Our faculty members consistently present at conferences worldwide and participate on the boards of directors for national geriatrics organizations, including AMDA and AGS. Our faculty have leadership roles in the top professional journals in the field. Fellows are encouraged to participate in reviewer and editorial training.

Our fellowship includes a weekly one-hour boards review, topical didactics lecture, and a second-hour presentation, usually by outside experts for Geriatrics Grand Rounds. Geriatricians from around the region often sign in to participate. There is also a monthly journal club presented by the fellows and hosted by the faculty in their homes to promote our mutual support.

Key Strengths of Our Program

  • Consistently listed as one of the top geriatrics programs in the country by U.S. News & World Report since 1998.
  • Strong core clinical faculty consistently rated Best Doctors in St. Louis.
  • Trainees experience a wide range of clinical care and physician leadership at various sites of care, including home care, assisted living, skilled nursing facility, office-based and hospital consultation, hospital trauma surgery comanagement, geriatric inpatient and outpatient psychiatry, inpatient rehabilitation at the VA, hospice and palliative care.
  • Fellows become independent practitioners for the care of complex older adults by practicing in rigorous and supervised settings.
  • Our fellows have gone on to succeed in a variety of practice and leadership roles. Several have further specialized by qualifying in second disciplines including endocrinology, hematology-oncology, gastroenterology and health systems management.
  • Fellows care for longitudinal panels in outpatient, Assisted Living and LTC preparing them for independent geriatrics specialty practice.
  • Fellows must implement one quality-improvement project as fellows and are encouraged to present QI and research results at local and national meetings. The division supports fellows to attend at least one national meeting during their training year.

Educational Goals

The program ensures that by the end of the 12-month accredited training, our fellows have completed their A.B.I.M. or A.A.F.P. board certification exams and can practice competently and independently in geriatric medicine and be eligible for the board certification examination in geriatric medicine.

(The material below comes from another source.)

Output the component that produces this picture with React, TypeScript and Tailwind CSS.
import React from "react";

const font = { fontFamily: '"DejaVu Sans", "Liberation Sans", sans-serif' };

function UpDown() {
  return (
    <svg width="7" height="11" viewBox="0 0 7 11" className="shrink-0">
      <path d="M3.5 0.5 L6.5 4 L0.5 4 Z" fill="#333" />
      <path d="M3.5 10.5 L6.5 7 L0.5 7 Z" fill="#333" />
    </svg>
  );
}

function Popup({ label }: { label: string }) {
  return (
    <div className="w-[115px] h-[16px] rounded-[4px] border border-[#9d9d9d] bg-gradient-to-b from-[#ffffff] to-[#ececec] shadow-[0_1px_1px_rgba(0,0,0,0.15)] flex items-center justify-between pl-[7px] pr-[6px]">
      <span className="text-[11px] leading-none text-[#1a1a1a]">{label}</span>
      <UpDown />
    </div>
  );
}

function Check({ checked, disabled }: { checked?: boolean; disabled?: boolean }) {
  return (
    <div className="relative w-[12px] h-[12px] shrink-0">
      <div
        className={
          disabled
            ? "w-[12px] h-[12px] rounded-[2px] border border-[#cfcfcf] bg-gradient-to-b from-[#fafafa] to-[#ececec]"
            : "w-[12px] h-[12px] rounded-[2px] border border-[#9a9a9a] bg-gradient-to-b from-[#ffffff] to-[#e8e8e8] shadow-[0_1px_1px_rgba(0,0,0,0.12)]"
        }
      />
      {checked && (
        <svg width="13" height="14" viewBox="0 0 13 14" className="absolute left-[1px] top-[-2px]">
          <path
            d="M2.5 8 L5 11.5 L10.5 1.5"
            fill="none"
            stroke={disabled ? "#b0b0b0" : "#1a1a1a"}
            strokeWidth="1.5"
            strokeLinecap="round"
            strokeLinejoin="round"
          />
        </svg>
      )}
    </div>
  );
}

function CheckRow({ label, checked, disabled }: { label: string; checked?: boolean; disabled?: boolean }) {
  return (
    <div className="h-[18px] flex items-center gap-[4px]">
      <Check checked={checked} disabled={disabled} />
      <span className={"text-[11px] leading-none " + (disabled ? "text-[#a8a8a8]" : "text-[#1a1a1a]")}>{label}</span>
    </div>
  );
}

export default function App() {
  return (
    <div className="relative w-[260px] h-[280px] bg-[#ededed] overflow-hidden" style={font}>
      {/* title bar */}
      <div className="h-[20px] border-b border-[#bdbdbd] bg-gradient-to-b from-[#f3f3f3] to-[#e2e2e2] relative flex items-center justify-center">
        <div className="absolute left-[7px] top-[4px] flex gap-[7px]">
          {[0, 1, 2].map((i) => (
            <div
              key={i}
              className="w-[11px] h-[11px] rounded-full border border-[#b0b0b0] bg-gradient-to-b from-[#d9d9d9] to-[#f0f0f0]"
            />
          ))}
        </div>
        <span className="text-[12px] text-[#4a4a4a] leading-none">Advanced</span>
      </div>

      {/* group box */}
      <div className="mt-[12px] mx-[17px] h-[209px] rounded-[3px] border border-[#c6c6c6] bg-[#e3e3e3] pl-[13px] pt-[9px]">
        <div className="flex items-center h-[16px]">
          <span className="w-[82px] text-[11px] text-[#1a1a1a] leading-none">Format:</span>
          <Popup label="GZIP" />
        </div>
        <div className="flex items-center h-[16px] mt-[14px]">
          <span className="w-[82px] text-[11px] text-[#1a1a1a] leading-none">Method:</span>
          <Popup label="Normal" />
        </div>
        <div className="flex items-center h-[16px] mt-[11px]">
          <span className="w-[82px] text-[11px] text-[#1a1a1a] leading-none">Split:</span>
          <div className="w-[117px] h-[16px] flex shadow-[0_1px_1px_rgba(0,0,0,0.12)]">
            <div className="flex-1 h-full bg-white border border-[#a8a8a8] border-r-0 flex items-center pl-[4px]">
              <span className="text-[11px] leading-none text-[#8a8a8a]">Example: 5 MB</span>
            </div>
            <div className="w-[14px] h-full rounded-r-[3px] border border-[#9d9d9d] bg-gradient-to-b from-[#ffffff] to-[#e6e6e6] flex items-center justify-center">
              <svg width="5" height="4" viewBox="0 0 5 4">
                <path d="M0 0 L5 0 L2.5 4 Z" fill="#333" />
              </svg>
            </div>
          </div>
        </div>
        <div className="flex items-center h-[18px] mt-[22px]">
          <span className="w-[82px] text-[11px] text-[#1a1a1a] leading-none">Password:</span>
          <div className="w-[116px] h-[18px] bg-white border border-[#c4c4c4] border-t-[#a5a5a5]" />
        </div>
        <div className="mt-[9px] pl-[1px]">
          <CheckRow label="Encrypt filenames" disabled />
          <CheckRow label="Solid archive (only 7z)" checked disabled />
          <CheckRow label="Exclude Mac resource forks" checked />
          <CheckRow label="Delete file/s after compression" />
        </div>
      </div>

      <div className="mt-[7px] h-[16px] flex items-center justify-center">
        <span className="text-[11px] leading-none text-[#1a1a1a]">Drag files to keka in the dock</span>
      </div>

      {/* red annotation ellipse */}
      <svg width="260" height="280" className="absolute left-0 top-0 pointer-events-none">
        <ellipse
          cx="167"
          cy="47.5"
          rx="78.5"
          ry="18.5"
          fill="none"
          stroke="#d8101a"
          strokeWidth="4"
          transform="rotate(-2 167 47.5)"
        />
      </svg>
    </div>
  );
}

The fellow will achieve this by:

  • Serving as the primary care provider for patients seen in continuity settings.
  • Consulting or co-managing geriatric medicine patients in the acute care setting.
  • Managing patients in subacute and long-term care settings.
  • Performing geriatric medicine consultations across the spectrum of acuity.
  • Managing geriatric psychiatry, rehabilitation and hospice/palliative care conditions.
  • Performing the components of a comprehensive geriatric medicine assessment and determinations of decisional capacity when necessary.

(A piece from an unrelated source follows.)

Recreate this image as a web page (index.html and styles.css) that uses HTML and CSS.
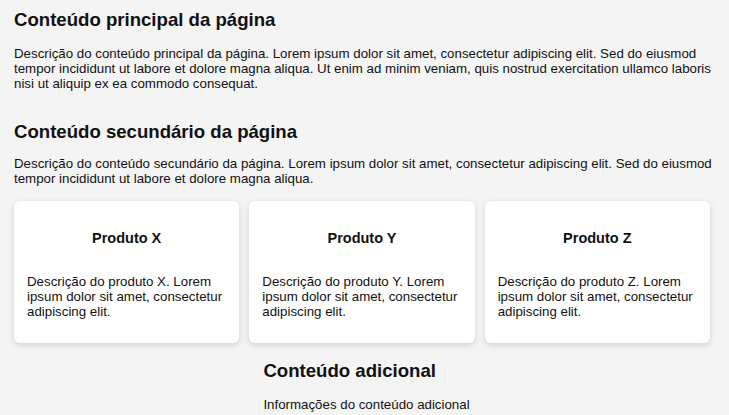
FILE: index.html
```html
<!DOCTYPE html>
<html lang="pt">
<head>
<meta charset="utf-8">
<title>Página</title>
<link rel="stylesheet" href="styles.css">
</head>
<body>
<div class="page">
  <section class="section section-main">
    <h2 class="section-title">Conteúdo principal da página</h2>
    <p class="section-text text-main">Descrição do conteúdo principal da página. Lorem ipsum dolor sit amet, consectetur adipiscing elit. Sed do eiusmod tempor incididunt ut labore et dolore magna aliqua. Ut enim ad minim veniam, quis nostrud exercitation ullamco laboris nisi ut aliquip ex ea commodo consequat.</p>
  </section>
  <section class="section section-secondary">
    <h2 class="section-title">Conteúdo secundário da página</h2>
    <p class="section-text text-secondary">Descrição do conteúdo secundário da página. Lorem ipsum dolor sit amet, consectetur adipiscing elit. Sed do eiusmod tempor incididunt ut labore et dolore magna aliqua.</p>
    <div class="cards">
      <div class="card">
        <h3 class="card-title">Produto X</h3>
        <p class="card-text">Descrição do produto X. Lorem ipsum dolor sit amet, consectetur adipiscing elit.</p>
      </div>
      <div class="card">
        <h3 class="card-title">Produto Y</h3>
        <p class="card-text">Descrição do produto Y. Lorem ipsum dolor sit amet, consectetur adipiscing elit.</p>
      </div>
      <div class="card">
        <h3 class="card-title">Produto Z</h3>
        <p class="card-text">Descrição do produto Z. Lorem ipsum dolor sit amet, consectetur adipiscing elit.</p>
      </div>
    </div>
  </section>
  <aside class="extra">
    <h2 class="section-title">Conteúdo adicional</h2>
    <p class="section-text extra-text">Informações do conteúdo adicional</p>
  </aside>
</div>
</body>
</html>
```
FILE: styles.css
```css
html, body {
  margin: 0;
  padding: 0;
  background: #f4f4f4;
}

body {
  font-family: "Liberation Sans", Arial, sans-serif;
  font-size: 13.3px;
  line-height: 15px;
  color: #111;
  overflow: hidden;
}

.page {
  padding: 9px 10px 0 14px;
}

.section-title {
  margin: 0;
  font-size: 18.6px;
  line-height: 22px;
  font-weight: bold;
  color: #111;
}

.section-text {
  margin: 0;
}

.text-main {
  margin-top: 15px;
}

.section-secondary {
  margin-top: 30px;
}

.text-secondary {
  margin-top: 13px;
}

.cards {
  margin: 15px 9px 0 0;
  display: grid;
  grid-template-columns: repeat(3, 1fr);
  gap: 10px;
}

.card {
  background: #fff;
  border-radius: 6px;
  box-shadow: 0 2px 6px rgba(0, 0, 0, 0.15);
  padding: 29px 13px 24px;
  height: 142px;
  box-sizing: border-box;
}

.card-title {
  margin: 0;
  text-align: center;
  font-size: 14.5px;
  line-height: 17px;
  font-weight: bold;
}

.card-text {
  margin: 27px 0 0;
}

.extra {
  width: fit-content;
  margin: 17px auto 0;
}

.extra-text {
  margin-top: 15px;
}
```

General Information and Benefits

Fellows work at scheduled rotations from Monday to Friday. Fellows cover weekend hospital call only when on the hospital consult service and in-patient geriatric psychiatry rotation.

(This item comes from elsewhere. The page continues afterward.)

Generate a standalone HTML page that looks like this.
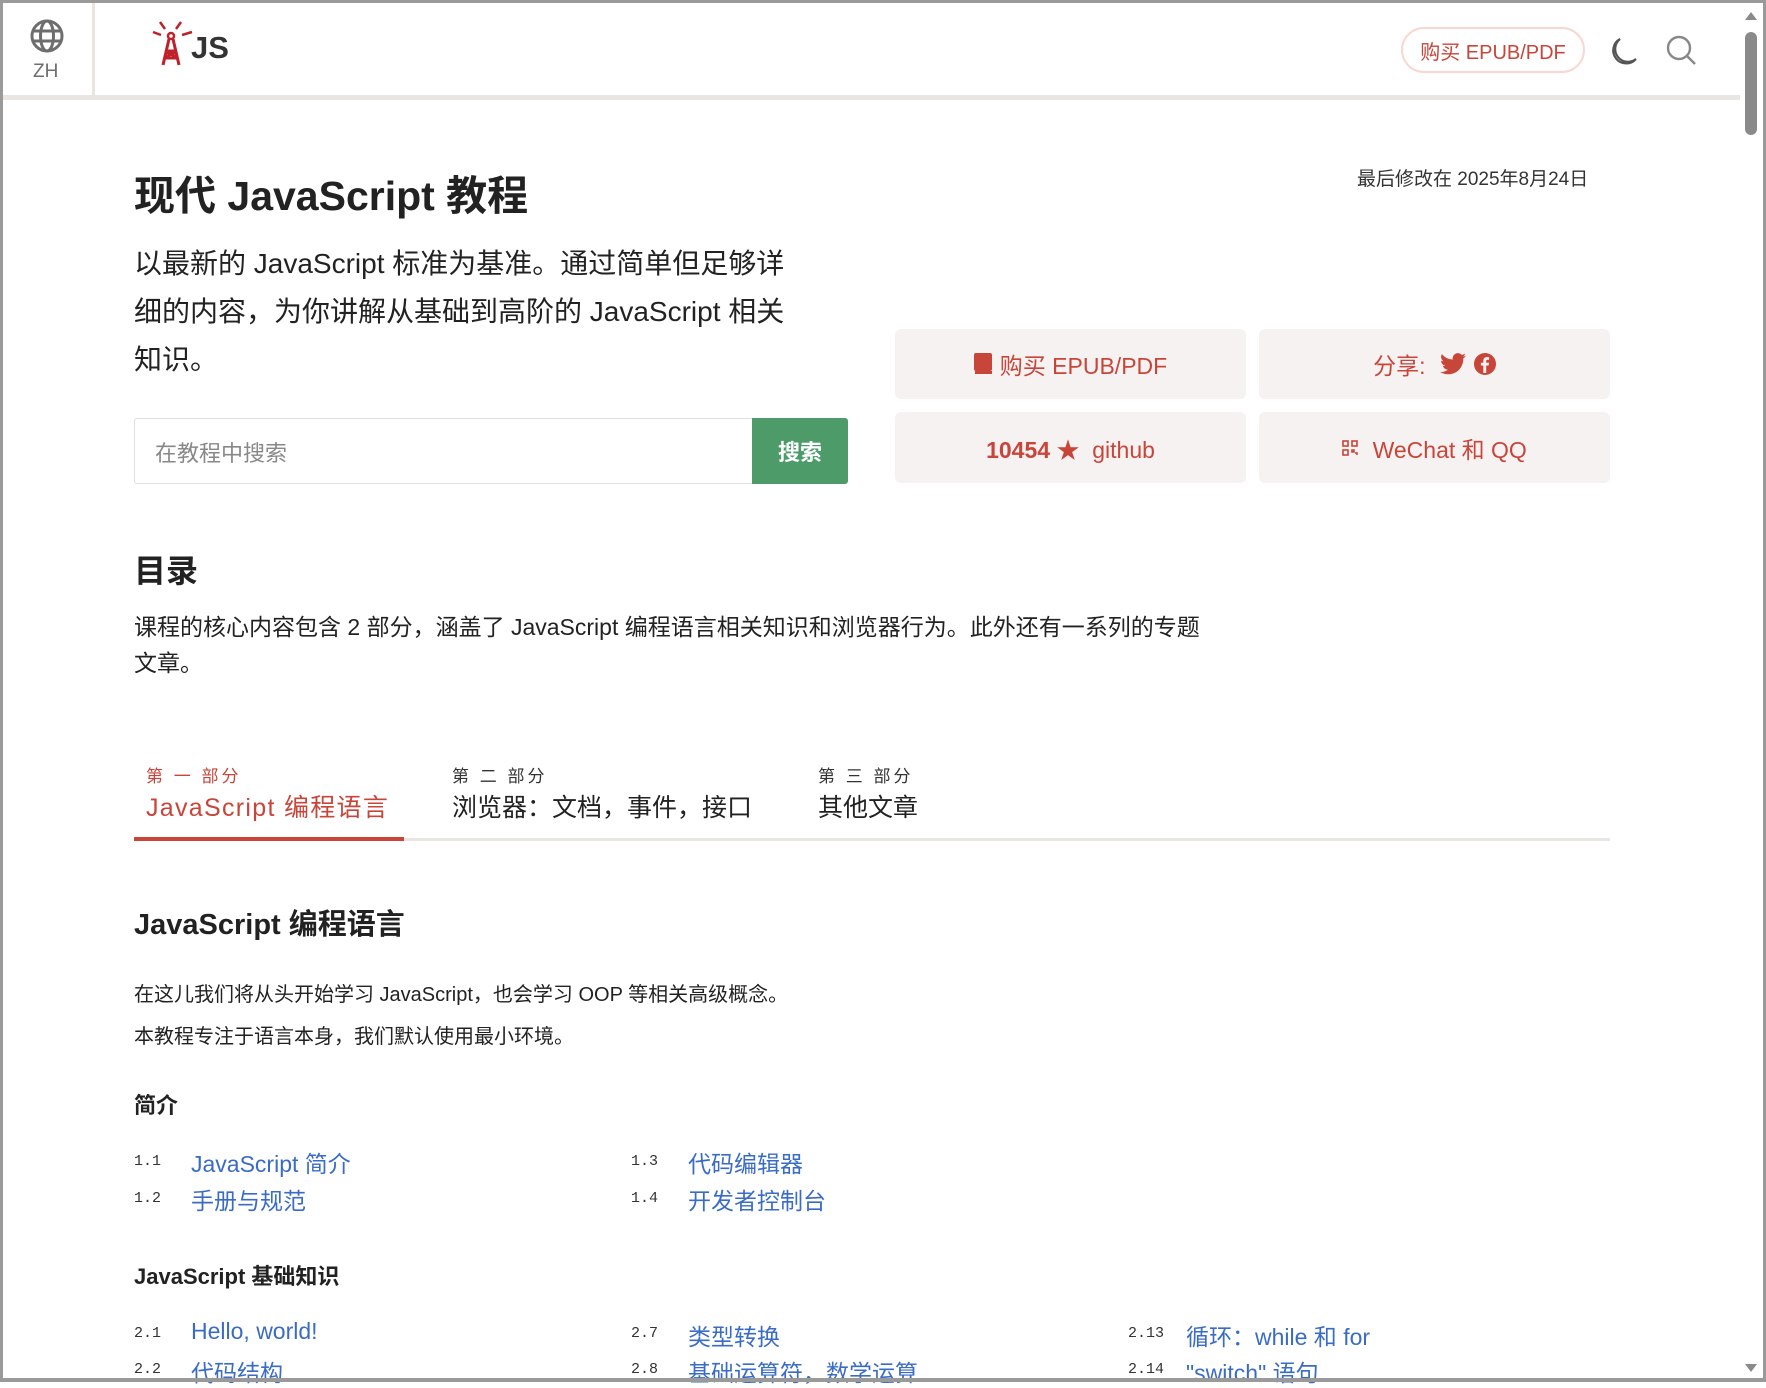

Night call consists of telephone coverage from home for outpatients and nursing facilities from 7 p.m. to 7 a.m. in the regular faculty rotation. Fellows will cover an average of no more than one call night per week and one weekend call per month. When on call, the fellows have attending backup.

Benefits

Please visit the Saint Louis University Graduate Medical Education page for full benefits information.

Additional benefits we offer to fellows include:

  • Support to attend one of two geriatrics conferences during their training year, including the Future's Program at the annual meeting of AMDA - The Society for Post-Acute and Long-Term Care Medicine.
  • Free membership to AMDA and discounted membership to the American Geriatrics Society.
  • Office in the medical school building equipped with personal computers, a variety of geriatrics texts and the Geriatric Review Syllabus.
  • Access to the Saint Louis University libraries.